Effective-Capacity Based Gaming for Optimal Power and Spectrum Allocations Over Big-Data Virtual Wireless Networks

Big data transmission on a wireless network environment focuses on sharing the large volume information data with the effective capacity guaranteed. Wireless network virtualization provides an efficient technique to implement the big data transmission by enabling multiple virtual wireless networks (VWNs) to be mapped onto one physical substrate wireless network (SWN), downloading the information data from SWN. One of the most important challenges of this technique lies in how to efficiently allocate the wireless resources of physical wireless networks to the multiple virtual wireless network users, considering the quality of service for the data transmission.
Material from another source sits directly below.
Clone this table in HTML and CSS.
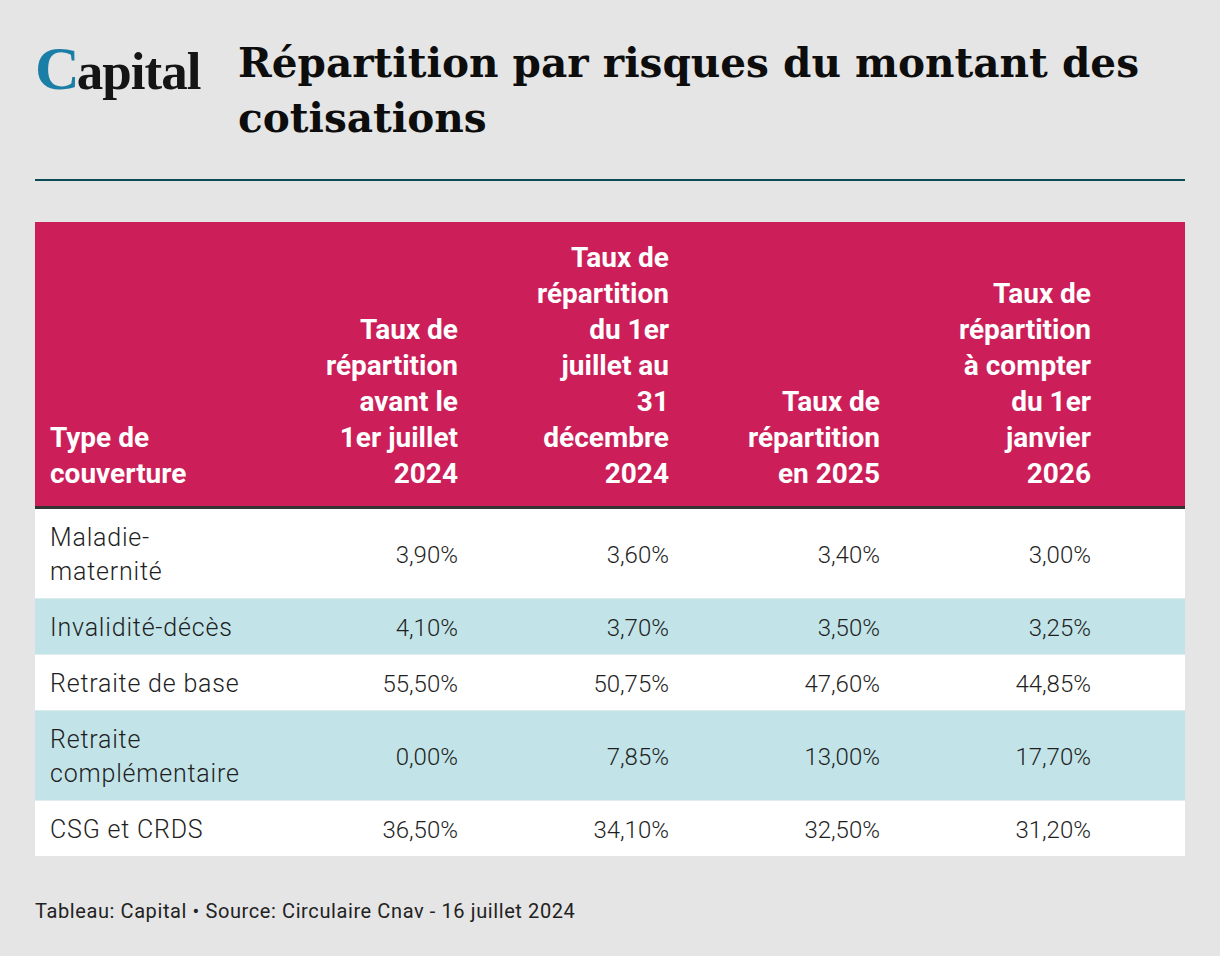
FILE: index.html
```html
<!DOCTYPE html>
<html lang="fr">
<head>
<meta charset="utf-8">
<title>Répartition par risques du montant des cotisations</title>
<link rel="stylesheet" href="styles.css">
</head>
<body>
<div class="page">
  <header class="top">
    <div class="logo"><span class="logo-c">C</span>apital</div>
    <h1 class="title">Répartition par risques du montant des cotisations</h1>
  </header>
  <div class="rule"></div>
  <table class="data">
    <colgroup>
      <col class="c1"><col class="cn"><col class="cn"><col class="cn"><col class="clast">
    </colgroup>
    <thead>
      <tr>
        <th class="left">Type de couverture</th>
        <th>Taux de répartition avant le 1er juillet 2024</th>
        <th>Taux de répartition du 1er juillet au 31 décembre 2024</th>
        <th>Taux de répartition en 2025</th>
        <th class="last">Taux de répartition à compter du 1er janvier 2026</th>
      </tr>
    </thead>
    <tbody>
      <tr><td class="left">Maladie-maternité</td><td>3,90%</td><td>3,60%</td><td>3,40%</td><td class="last">3,00%</td></tr>
      <tr class="alt"><td class="left">Invalidité-décès</td><td>4,10%</td><td>3,70%</td><td>3,50%</td><td class="last">3,25%</td></tr>
      <tr><td class="left">Retraite de base</td><td>55,50%</td><td>50,75%</td><td>47,60%</td><td class="last">44,85%</td></tr>
      <tr class="alt"><td class="left">Retraite complémentaire</td><td>0,00%</td><td>7,85%</td><td>13,00%</td><td class="last">17,70%</td></tr>
      <tr><td class="left">CSG et CRDS</td><td>36,50%</td><td>34,10%</td><td>32,50%</td><td class="last">31,20%</td></tr>
    </tbody>
  </table>
  <p class="footer">Tableau: Capital • Source: Circulaire Cnav - 16 juillet 2024</p>
</div>
</body>
</html>
```

FILE: styles.css
```css
html, body {
  margin: 0;
  padding: 0;
  background: #e5e5e5;
}
body {
  font-family: Roboto, "Liberation Sans", sans-serif;
  color: #1c1c1c;
}
.page {
  padding: 35px 35px 0 35px;
}
.top {
  display: flex;
  align-items: flex-start;
  gap: 42px;
}
.logo {
  font-family: "Liberation Serif", "Times New Roman", serif;
  font-size: 53px;
  line-height: 60px;
  font-weight: 700;
  letter-spacing: -1px;
  color: #151515;
  margin-top: 3px;
  width: 161px;
  white-space: nowrap;
}
.logo-c {
  color: #1b7ea6;
  font-size: 62px;
  letter-spacing: -3px;
}
.title {
  margin: 0;
  font-family: "DejaVu Serif", "Liberation Serif", serif;
  font-weight: 700;
  font-size: 40.6px;
  line-height: 55px;
  color: #0d0d0d;
  max-width: 950px;
  padding-top: 1px;
}
.rule {
  height: 2px;
  background: #0b4a54;
  margin-top: 33px;
}
.data {
  margin-top: 41px;
  width: 1150px;
  border-collapse: collapse;
  table-layout: fixed;
  background: #ffffff;
}
.c1 { width: 228px; }
.cn { width: 211px; }
.clast { width: 289px; }
.data th {
  background: #cc1f5a;
  color: #ffffff;
  font-weight: 700;
  font-size: 28px;
  line-height: 36px;
  text-align: right;
  vertical-align: bottom;
  padding: 18px 16px 14px 57px;
  border-bottom: 3px solid #333333;
}
.data th.left {
  text-align: left;
  padding-left: 15px;
}
.data th.last {
  padding-right: 94px;
}
.data td {
  font-size: 24px;
  font-weight: 300;
  line-height: 34px;
  text-align: right;
  vertical-align: middle;
  padding: 12px 16px 9px 16px;
  color: #1f1f1f;
  border-bottom: 1px solid #d9eaec;
}
.data td.left {
  text-align: left;
  padding-left: 15px;
  font-size: 25px;
  letter-spacing: 0.8px;
}
.data td.last {
  padding-right: 94px;
}
.data tr.alt td {
  background: #c2e4e8;
  border-bottom: 1px solid #e0eced;
}
.data tbody tr:last-child td {
  border-bottom: none;
}
.footer {
  margin: 43px 0 0 0;
  font-size: 20px;
  line-height: 24px;
  letter-spacing: 0.6px;
  font-weight: 400;
  color: #222222;
}
```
To overcome these difficulties, in this paper we propose a novel auction based scheme to resolve the wireless resources allocation problem in terms of transmit power and wireless spectrum. We formulate this wireless resources allocation problem as an auction process where each mobile user bids for the limited wireless resources from physical substrate wireless networks, and competes with the other mobile-user players bidding for the same resources. First, the mobile users derive their bids for transmit powers, which indicate their willingness to pay for the transmit powers, aiming at maximizing their payoffs (performance-gain minus cost) on each subchannel. Then, according to the derived available transmit power on each subchannel, mobile users derive their bids for the number of subchannels, aiming at maximizing their overall payoffs. The SWN assigns these two types of wireless resources to each mobile user according to the bids for all virtual users. Finally, as the mobile users' bidding processes proceed iteratively, our proposed games are guaranteed to converge to the Nash Equilibrium, where the benefits of SWN and mobile users are both optimized, thus maximizing the aggregate effective capacities for our resources-virtualized big data transmission wireless networks. The extensive simulation results obtained validate and evaluate our proposed schemes.